Published on September 27, 2005 at 7:55 PM · No Comments

Patients with irritable bowel syndrome (IBS) use over 50 percent more health resources than people without the disorder. Even though there are definitive guidelines to diagnose IBS through simple blood tests, many IBS patients have additional procedures and surgeries that rarely result in relief or any additional diagnostic findings.

"It is difficult to know why patients with IBS have such a high use of healthcare resources, and whether the high use is driven by the patients themselves or by the physicians taking care of them," said Dr. Brennan M.R. Spiegel, study author and director, UCLA/VA Center for Outcomes Research and Education (CORE).

UCLA researchers tried to tease this out by analyzing the effect of somatization on the amount of health care resources utilized by patients with IBS. Somatization is a condition where emotional stressors trigger physical pain without the presence of disease. The new study is published in the October 2005 issue of the American Journal of Gastroenterology.

According to Spiegel, IBS patients often suffer from somatization. Since patients with somatization are sometimes perceived as "complainers" by their doctors, the researchers hypothesized that physicians might respond to these complaints by ordering excessive tests instead of treating the somatization itself.

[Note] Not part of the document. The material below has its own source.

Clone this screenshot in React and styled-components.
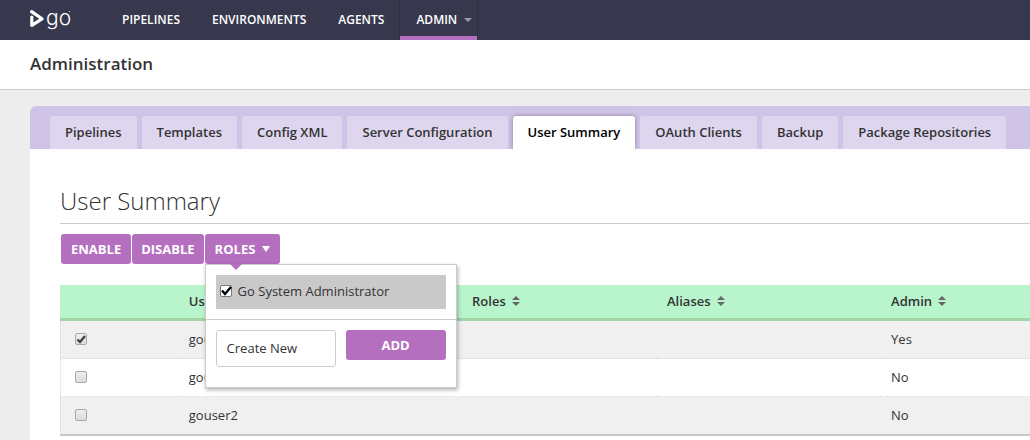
import React, { useState } from "react";
import styled, { createGlobalStyle, css } from "styled-components";

const colors = {
  navy: "#37384d",
  purple: "#b46fbf",
  lilac: "#cfc3e7",
  lilacLight: "#ded6ee",
  green: "#b8f5cc",
  greenDark: "#a4d3a6",
  line: "#cccccc",
  dots: "#d6d6d6",
  text: "#333333",
};

const GlobalStyle = createGlobalStyle`
  *, *::before, *::after { box-sizing: border-box; }
  body {
    margin: 0;
    background: #ededed;
    color: ${colors.text};
    font: 13px/20px "Open Sans", sans-serif;
  }
`;

const Page = styled.div`
  display: flex;
  flex-direction: column;
  min-height: 100vh;
  overflow-x: hidden;
`;

const Header = styled.header`
  display: flex;
  height: 40px;
  padding-left: 30px;
  background: ${colors.navy};
`;

const LogoLink = styled.a`
  display: flex;
  width: 76px;
  color: #fff;
`;

const Nav = styled.nav`
  display: flex;
`;

const NavLink = styled.a`
  display: flex;
  align-items: center;
  gap: 7px;
  padding: 4px 16px 0;
  border-bottom: 4px solid transparent;
  color: #fff;
  font-size: 12px;
  font-weight: 600;
  line-height: 16px;
  text-decoration: none;
  text-transform: uppercase;
  ${(p) =>
    p.$active &&
    css`
      padding-right: 5px;
      border-bottom-color: ${colors.purple};
      box-shadow: -1px 0 #303143, 1px 0 #303143;
    `}
`;

const TitleBar = styled.div`
  height: 50px;
  padding: 12px 30px;
  background: #fff;
  border-bottom: 1px solid ${colors.line};
`;

const PageTitle = styled.h1`
  margin: 0;
  font-size: 17px;
  font-weight: 600;
  line-height: 24px;
`;

const Panel = styled.main`
  flex: 1;
  margin: 16px 0 0 30px;
  border-top-left-radius: 6px;
  background: #fff;
  overflow: hidden;
`;

const Tabs = styled.nav`
  display: flex;
  gap: 5px;
  padding: 10px 20px 0;
  background: ${colors.lilac};
`;

const Tab = styled.a`
  padding: 6px 15px 7px;
  border-radius: 3px 3px 0 0;
  background: ${(p) => (p.$active ? "#fff" : colors.lilacLight)};
  box-shadow: ${(p) => (p.$active ? "0 0 4px rgba(0, 0, 0, 0.35)" : "none")};
  color: ${(p) => (p.$active ? "#000" : colors.text)};
  font-weight: 600;
  white-space: nowrap;
  text-decoration: none;
`;

const Content = styled.section`
  position: relative;
  padding: 34px 0 0 30px;
  background: #fff;
`;

const Heading = styled.h2`
  margin: 0;
  padding-bottom: 4px;
  border-bottom: 1px solid ${colors.line};
  font-size: 24px;
  font-weight: 300;
  line-height: 36px;
`;

const Toolbar = styled.div`
  display: flex;
  gap: 1px;
  padding: 10px 1px 21px;
`;

const Button = styled.button`
  display: flex;
  align-items: center;
  justify-content: center;
  gap: 7px;
  height: 30px;
  padding: 0 9px;
  border: 0;
  border-radius: 3px;
  background: ${colors.purple};
  color: #fff;
  font: 700 13px/20px "Open Sans", sans-serif;
  text-transform: uppercase;
  ${(p) => p.$wide && "width: 100px;"}
  ${(p) => p.$menu && "padding: 0 10px;"}
`;

const MenuAnchor = styled.div`
  position: relative;
`;

const Menu = styled.form`
  position: absolute;
  z-index: 1;
  top: 100%;
  left: 0;
  width: 252px;
  border: 1px solid ${colors.line};
  background: #fff;
  box-shadow: 1px 2px 4px rgba(0, 0, 0, 0.3);

  &::before {
    content: "";
    position: absolute;
    top: -1px;
    left: 24px;
    border: 6px solid transparent;
    border-top-color: ${colors.purple};
    border-bottom: 0;
  }
`;

const RoleList = styled.div`
  padding: 10px;
  border-bottom: 1px solid ${colors.line};
`;

const RoleItem = styled.label`
  display: flex;
  align-items: center;
  gap: 6px;
  height: 34px;
  padding: 0 4px 2px;
  background: #c9c9c9;
`;

const CreateRow = styled.div`
  display: flex;
  align-items: flex-start;
  gap: 10px;
  padding: 10px 10px 20px;
`;

const TextInput = styled.input`
  width: 120px;
  height: 37px;
  padding: 0 10px 2px;
  border: 1px solid ${colors.line};
  border-radius: 3px;
  background: #fff;
  color: ${colors.text};
  font: 13px/20px "Open Sans", sans-serif;
`;

const CheckBoxFrame = styled.span`
  display: grid;
  width: 12px;
  height: 12px;

  > * {
    grid-area: 1 / 1;
  }

  svg {
    pointer-events: none;
  }
`;

const CheckInput = styled.input`
  appearance: none;
  width: 12px;
  height: 12px;
  margin: 0;
  border: 1px solid ${(p) => (p.$plain ? "#777" : "#a8a8a8")};
  border-radius: 2px;
  background: ${(p) => (p.$plain ? "#fff" : "linear-gradient(#eee, #dcdcdc)")};
`;

const Table = styled.table`
  width: 100%;
  table-layout: fixed;
  border-collapse: separate;
  border-spacing: 0;
  border-bottom: 2px solid #c8c8c8;
`;

const Column = styled.col`
  width: ${(p) => p.$share};
`;

const HeadCell = styled.th`
  height: 36px;
  padding: 0 10px 2px;
  border-bottom: 3px solid ${colors.greenDark};
  background: ${colors.green};
  font-weight: 600;
  text-align: left;
`;

const SortButton = styled.button`
  display: flex;
  align-items: center;
  gap: 6px;
  padding: 0;
  border: 0;
  background: none;
  color: inherit;
  font: inherit;
`;

const Row = styled.tr`
  background: #fff;

  &:nth-child(odd) {
    background: #f0f0f0;
  }
`;

const Cell = styled.td`
  height: 38px;
  padding: 0 10px 2px;
  border-bottom: 1px dotted ${colors.dots};

  &:first-child {
    padding-left: 14px;
    border-left: 1px dotted ${colors.dots};
  }

  ${Row}:last-child & {
    height: 37px;
    border-bottom: 0;
  }
`;

function Logo() {
  return (
    <svg width="42" height="40" viewBox="0 0 42 40" role="img" aria-label="go">
      <path
        d="M1.6 11.6L12 18.8L1.8 25.4V17"
        fill="none"
        stroke="#fff"
        strokeWidth="3.2"
        strokeLinejoin="round"
        strokeLinecap="round"
      />
      <text x="16" y="25" fill="#fff" fontFamily="Inter, sans-serif" fontSize="21" fontWeight="300">
        go
      </text>
      <circle cx="39.5" cy="11.5" r="0.6" fill="#fff" />
    </svg>
  );
}

function DownArrow({ color, width, height }) {
  return (
    <svg width={width} height={height} viewBox="0 0 8 6" preserveAspectRatio="none" aria-hidden="true">
      <path d="M0 0h8L4 6z" fill={color} />
    </svg>
  );
}

function SortIcon() {
  return (
    <svg width="8" height="10" viewBox="0 0 8 10" aria-hidden="true">
      <path d="M0 4L4 0l4 4zM0 6h8L4 10z" fill="#666" />
    </svg>
  );
}

function CheckBox({ label, id, plain, initial }) {
  const [checked, setChecked] = useState(Boolean(initial));
  return (
    <CheckBoxFrame>
      <CheckInput
        type="checkbox"
        id={id}
        aria-label={label}
        $plain={plain}
        checked={checked}
        onChange={(e) => setChecked(e.target.checked)}
      />
      {checked && (
        <svg width="12" height="12" viewBox="0 0 12 12" aria-hidden="true">
          <path
            d={plain ? "M2 5.5l3 3.5L11 2" : "M2.5 6.5l2.5 2.5L10 3"}
            fill="none"
            stroke={plain ? "#000" : "#444"}
            strokeWidth="2.4"
          />
        </svg>
      )}
    </CheckBoxFrame>
  );
}

const tabs = [
  "Pipelines",
  "Templates",
  "Config XML",
  "Server Configuration",
  "User Summary",
  "OAuth Clients",
  "Backup",
  "Package Repositories",
];

const users = [
  { name: "gouser", admin: "Yes", selected: true },
  { name: "gouser1", admin: "No" },
  { name: "gouser2", admin: "No" },
];

export default function App() {
  return (
    <Page>
      <GlobalStyle />
      <Header>
        <LogoLink href="#home">
          <Logo />
        </LogoLink>
        <Nav>
          <NavLink href="#pipelines">Pipelines</NavLink>
          <NavLink href="#environments">Environments</NavLink>
          <NavLink href="#agents">Agents</NavLink>
          <NavLink href="#admin" $active>
            Admin
            <DownArrow color="#999aa6" width={8} height={4} />
          </NavLink>
        </Nav>
      </Header>
      <TitleBar>
        <PageTitle>Administration</PageTitle>
      </TitleBar>
      <Panel>
        <Tabs>
          {tabs.map((name) => (
            <Tab key={name} href="#tab" $active={name === "User Summary"}>
              {name}
            </Tab>
          ))}
        </Tabs>
        <Content>
          <Heading>User Summary</Heading>
          <Toolbar>
            <Button type="button" $menu>Enable</Button>
            <Button type="button">Disable</Button>
            <MenuAnchor>
              <Button type="button" aria-expanded="true" $menu>
                Roles
                <DownArrow color="#fff" width={8} height={6} />
              </Button>
              <Menu onSubmit={(e) => e.preventDefault()}>
                <RoleList>
                  <RoleItem htmlFor="role-admin">
                    <CheckBox id="role-admin" plain initial />
                    Go System Administrator
                  </RoleItem>
                </RoleList>
                <CreateRow>
                  <TextInput type="text" aria-label="New role" defaultValue="Create New" />
                  <Button type="submit" $wide>
                    Add
                  </Button>
                </CreateRow>
              </Menu>
            </MenuAnchor>
          </Toolbar>
          <Table>
            <colgroup>
              <Column $share="12.25%" />
              <Column $share="29.2%" />
              <Column $share="20.1%" />
              <Column $share="23.1%" />
              <Column $share="auto" />
            </colgroup>
            <thead>
              <tr>
                <HeadCell />
                {["User", "Roles", "Aliases", "Admin"].map((name) => (
                  <HeadCell key={name} scope="col">
                    <SortButton type="button">
                      {name}
                      <SortIcon />
                    </SortButton>
                  </HeadCell>
                ))}
              </tr>
            </thead>
            <tbody>
              {users.map((user) => (
                <Row key={user.name}>
                  <Cell>
                    <CheckBox label={`Select ${user.name}`} initial={user.selected} />
                  </Cell>
                  <Cell>{user.name}</Cell>
                  <Cell />
                  <Cell />
                  <Cell>{user.admin}</Cell>
                </Row>
              ))}
            </tbody>
          </Table>
        </Content>
      </Panel>
    </Page>
  );
}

Researchers found that patients with high levels of somatization were not more likely to seek gastrointestinal care than those with low levels of the condition. Once evaluated for care by the doctors however, the patients with more severe somatization were significantly more likely to utilize more health care services.

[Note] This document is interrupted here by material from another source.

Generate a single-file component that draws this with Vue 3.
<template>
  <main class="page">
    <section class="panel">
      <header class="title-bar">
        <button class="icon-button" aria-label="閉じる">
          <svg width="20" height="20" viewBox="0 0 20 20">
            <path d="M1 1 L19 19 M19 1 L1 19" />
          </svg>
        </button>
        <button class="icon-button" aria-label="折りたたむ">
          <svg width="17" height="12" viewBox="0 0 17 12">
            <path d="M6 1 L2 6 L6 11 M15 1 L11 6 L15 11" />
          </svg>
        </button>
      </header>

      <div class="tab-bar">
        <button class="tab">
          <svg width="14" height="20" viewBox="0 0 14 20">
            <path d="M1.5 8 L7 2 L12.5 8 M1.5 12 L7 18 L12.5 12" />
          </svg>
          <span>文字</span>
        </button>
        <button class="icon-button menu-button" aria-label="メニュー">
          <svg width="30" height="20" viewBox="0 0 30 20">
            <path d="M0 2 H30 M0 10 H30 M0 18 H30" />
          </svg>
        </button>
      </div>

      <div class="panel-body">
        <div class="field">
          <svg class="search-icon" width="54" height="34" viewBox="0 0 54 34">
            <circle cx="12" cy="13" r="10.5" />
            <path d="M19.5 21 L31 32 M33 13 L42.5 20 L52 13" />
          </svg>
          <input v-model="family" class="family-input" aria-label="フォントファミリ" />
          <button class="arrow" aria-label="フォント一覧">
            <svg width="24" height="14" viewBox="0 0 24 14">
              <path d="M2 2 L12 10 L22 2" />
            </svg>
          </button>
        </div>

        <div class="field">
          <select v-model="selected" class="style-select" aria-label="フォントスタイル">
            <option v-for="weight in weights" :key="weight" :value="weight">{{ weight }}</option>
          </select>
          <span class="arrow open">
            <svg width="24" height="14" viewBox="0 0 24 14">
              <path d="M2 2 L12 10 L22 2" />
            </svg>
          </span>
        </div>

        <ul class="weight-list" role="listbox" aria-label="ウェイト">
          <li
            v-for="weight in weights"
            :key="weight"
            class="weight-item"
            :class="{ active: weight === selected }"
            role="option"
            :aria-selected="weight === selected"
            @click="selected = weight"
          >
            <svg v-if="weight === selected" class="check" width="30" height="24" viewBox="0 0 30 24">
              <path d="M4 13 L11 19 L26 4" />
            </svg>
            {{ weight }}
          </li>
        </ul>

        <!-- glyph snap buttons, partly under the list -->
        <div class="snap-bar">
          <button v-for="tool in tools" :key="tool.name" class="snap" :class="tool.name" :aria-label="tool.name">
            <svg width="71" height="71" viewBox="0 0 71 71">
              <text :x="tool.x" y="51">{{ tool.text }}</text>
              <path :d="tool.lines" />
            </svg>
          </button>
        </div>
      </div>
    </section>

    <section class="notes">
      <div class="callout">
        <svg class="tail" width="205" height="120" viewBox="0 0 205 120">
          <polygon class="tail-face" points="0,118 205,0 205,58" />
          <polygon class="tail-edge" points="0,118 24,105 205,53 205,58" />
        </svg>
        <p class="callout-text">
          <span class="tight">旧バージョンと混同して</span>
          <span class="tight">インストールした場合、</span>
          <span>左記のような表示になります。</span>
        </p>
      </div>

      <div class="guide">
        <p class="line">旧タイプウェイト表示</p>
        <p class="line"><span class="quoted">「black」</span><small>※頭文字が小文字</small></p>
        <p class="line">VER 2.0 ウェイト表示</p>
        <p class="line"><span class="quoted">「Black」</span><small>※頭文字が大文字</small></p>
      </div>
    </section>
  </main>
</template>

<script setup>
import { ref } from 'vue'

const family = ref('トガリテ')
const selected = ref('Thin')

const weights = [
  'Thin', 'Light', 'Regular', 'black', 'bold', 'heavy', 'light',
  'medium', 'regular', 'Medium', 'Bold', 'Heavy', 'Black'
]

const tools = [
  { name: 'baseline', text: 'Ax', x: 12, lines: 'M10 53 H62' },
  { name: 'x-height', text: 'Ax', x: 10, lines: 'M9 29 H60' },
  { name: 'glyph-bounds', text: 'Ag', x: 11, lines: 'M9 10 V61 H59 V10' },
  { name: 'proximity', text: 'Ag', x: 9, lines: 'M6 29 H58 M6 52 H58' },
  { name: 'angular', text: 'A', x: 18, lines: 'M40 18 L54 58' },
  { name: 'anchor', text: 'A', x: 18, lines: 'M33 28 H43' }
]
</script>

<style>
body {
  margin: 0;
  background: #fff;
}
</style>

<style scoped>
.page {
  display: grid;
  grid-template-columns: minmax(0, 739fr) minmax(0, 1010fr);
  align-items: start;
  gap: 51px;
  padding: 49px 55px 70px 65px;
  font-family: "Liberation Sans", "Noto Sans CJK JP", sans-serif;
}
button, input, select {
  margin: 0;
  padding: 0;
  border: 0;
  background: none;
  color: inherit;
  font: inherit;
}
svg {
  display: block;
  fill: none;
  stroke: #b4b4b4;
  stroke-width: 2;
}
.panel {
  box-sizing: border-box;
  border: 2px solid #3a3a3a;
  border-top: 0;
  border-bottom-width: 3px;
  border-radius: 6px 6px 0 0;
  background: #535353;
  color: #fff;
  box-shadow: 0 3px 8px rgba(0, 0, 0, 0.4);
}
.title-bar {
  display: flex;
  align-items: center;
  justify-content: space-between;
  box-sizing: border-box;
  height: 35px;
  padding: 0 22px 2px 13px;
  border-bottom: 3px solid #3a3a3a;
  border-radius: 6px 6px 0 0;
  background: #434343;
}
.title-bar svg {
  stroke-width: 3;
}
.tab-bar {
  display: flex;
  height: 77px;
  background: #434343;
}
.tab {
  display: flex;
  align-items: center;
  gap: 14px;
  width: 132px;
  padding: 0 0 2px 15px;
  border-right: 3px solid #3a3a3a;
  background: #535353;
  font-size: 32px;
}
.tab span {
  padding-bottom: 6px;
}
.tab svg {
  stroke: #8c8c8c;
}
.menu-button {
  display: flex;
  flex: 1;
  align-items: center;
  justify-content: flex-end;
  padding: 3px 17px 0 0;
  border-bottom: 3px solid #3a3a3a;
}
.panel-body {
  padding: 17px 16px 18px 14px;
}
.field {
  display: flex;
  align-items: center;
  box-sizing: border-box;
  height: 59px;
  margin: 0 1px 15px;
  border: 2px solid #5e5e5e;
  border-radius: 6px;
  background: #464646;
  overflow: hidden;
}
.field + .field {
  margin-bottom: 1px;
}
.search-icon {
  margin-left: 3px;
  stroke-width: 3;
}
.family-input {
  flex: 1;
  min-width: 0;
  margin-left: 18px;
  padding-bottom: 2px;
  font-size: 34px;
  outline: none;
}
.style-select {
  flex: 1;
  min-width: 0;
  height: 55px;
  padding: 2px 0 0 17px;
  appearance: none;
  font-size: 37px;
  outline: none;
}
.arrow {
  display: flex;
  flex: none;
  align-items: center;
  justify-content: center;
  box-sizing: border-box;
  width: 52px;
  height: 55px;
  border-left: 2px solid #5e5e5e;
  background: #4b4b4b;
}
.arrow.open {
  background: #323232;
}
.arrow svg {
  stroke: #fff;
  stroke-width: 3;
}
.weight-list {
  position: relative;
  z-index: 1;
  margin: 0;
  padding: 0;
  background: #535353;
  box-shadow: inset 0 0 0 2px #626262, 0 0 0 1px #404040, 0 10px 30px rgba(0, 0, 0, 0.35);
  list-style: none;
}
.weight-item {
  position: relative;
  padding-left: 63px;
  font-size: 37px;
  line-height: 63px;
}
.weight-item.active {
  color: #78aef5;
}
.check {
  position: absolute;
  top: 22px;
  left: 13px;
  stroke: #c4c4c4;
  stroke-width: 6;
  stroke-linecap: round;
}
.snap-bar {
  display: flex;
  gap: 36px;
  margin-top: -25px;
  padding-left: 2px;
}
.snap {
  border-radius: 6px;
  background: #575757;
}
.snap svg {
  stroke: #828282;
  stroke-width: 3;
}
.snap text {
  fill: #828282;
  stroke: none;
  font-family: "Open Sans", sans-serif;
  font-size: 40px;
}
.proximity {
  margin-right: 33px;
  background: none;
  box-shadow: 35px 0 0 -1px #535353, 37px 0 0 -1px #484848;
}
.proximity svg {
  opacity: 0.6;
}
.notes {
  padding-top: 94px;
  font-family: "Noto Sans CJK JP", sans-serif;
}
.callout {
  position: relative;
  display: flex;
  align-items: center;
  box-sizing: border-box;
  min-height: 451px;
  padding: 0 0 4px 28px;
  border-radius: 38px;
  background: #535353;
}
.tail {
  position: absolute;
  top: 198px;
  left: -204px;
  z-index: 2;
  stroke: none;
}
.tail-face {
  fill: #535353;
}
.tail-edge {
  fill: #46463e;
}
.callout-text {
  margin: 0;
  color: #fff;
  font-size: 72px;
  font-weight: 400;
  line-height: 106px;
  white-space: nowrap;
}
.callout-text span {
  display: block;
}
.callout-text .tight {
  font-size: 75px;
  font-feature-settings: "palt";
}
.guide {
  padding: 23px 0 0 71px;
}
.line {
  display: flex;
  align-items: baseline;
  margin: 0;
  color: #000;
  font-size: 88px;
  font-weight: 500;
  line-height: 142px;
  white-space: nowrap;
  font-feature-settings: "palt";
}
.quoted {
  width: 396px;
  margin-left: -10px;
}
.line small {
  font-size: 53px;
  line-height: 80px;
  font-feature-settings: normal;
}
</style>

"This finding suggests that the doctors and not the patients may be driving the need for procedures and surgeries that may not be necessary," said Dr. Brennan M.R. Spiegel, assistant professor of medicine, David Geffen School of Medicine at UCLA and VA Greater Los Angeles Healthcare System. "We need to educate and train doctors to recognize somatization and treat this condition appropriately, rather than order a number of diagnostic tests as a reaction in the face of symptoms that are otherwise difficult to explain."

Spiegel noted that doctors should work closely with patients to diagnose and treat IBS, while also addressing the influence of stress and somatization, which is most often treated through cognitive behavioral training. More severe levels can be helped with anxiety and anti-depression medications.